Here petitioner did not commence the judicial proceeding until service of the notice of petition and petition were completed on June 9, 2011, four days after service of the Five Day Notice had expired. As such, the petition was timely commenced.

The Court also notes that Ratner was not prejudiced by the seemingly premature date on the petition since he was not served with the petition until after the Five Day Notice had expired. The “modern trend” has treated summary proceedings more akin to plenary actions so that in the proper situation technical defects contained in a petition may be amended.
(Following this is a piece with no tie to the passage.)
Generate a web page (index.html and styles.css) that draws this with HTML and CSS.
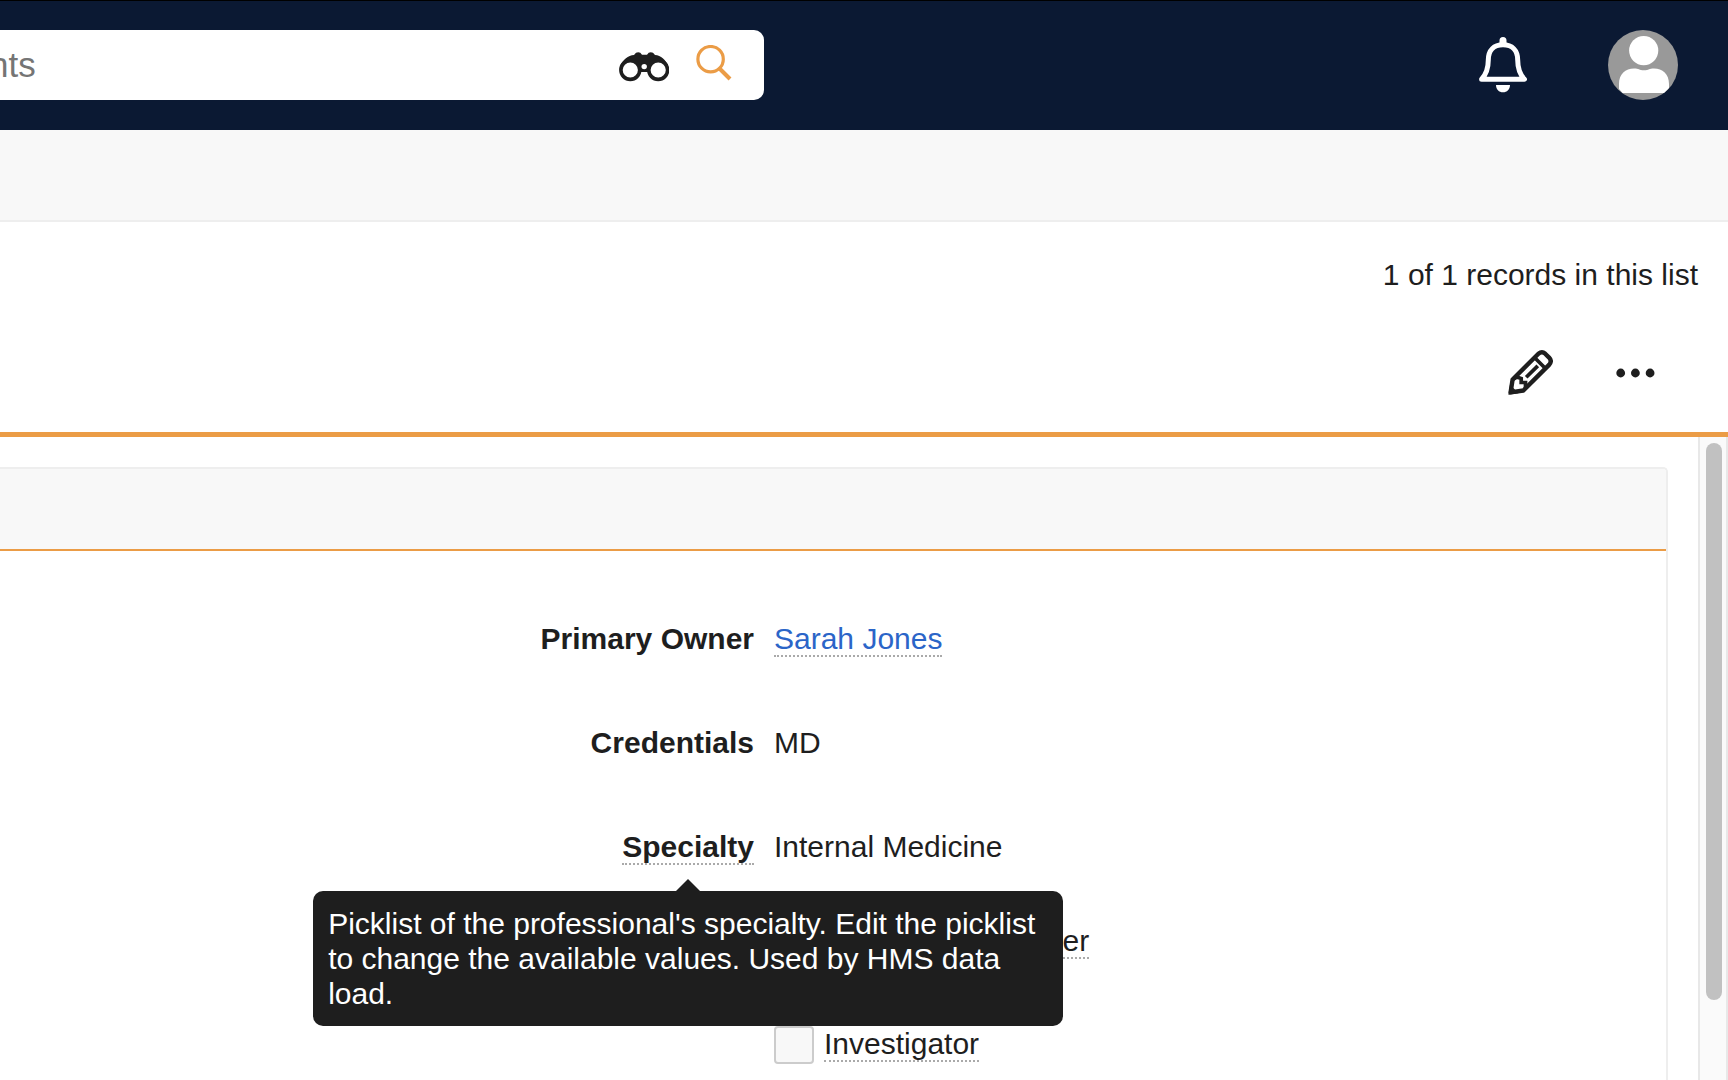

Chatham Green Management Corp. v. AAFE Management Co., 2003 N.Y. Slip Op 51298(U), 2003 N.Y. Misc. Lexis 1240, 2003 WL 22299083 (Civil Ct., N.Y. Co.2003). For example, a statement in the petition referring to a 30 day written notice, when in reality the notice was for three days as provided in the lease, did not constitute a defect which would divest the court of jurisdiction since the actual notice was annexed to the petition and the tenant would not be prejudiced in any way. Kennedy v. Deigan, 90 Misc.2d 238, 394 N.Y.S.2d 134 (Sup Ct. Nassau Cty, 1977). See, Jendor Industries v. Harvest Year Seafood Restaurant, Inc., 187 Misc.2d 293, 721 N.Y.S.2d 898 (Civil Ct., N.Y. Co.2000).

For all of the foregoing reasons, the motion to dismiss is denied and the traverse and hearing will continue. The foregoing constitutes the Decision and Order of the Court.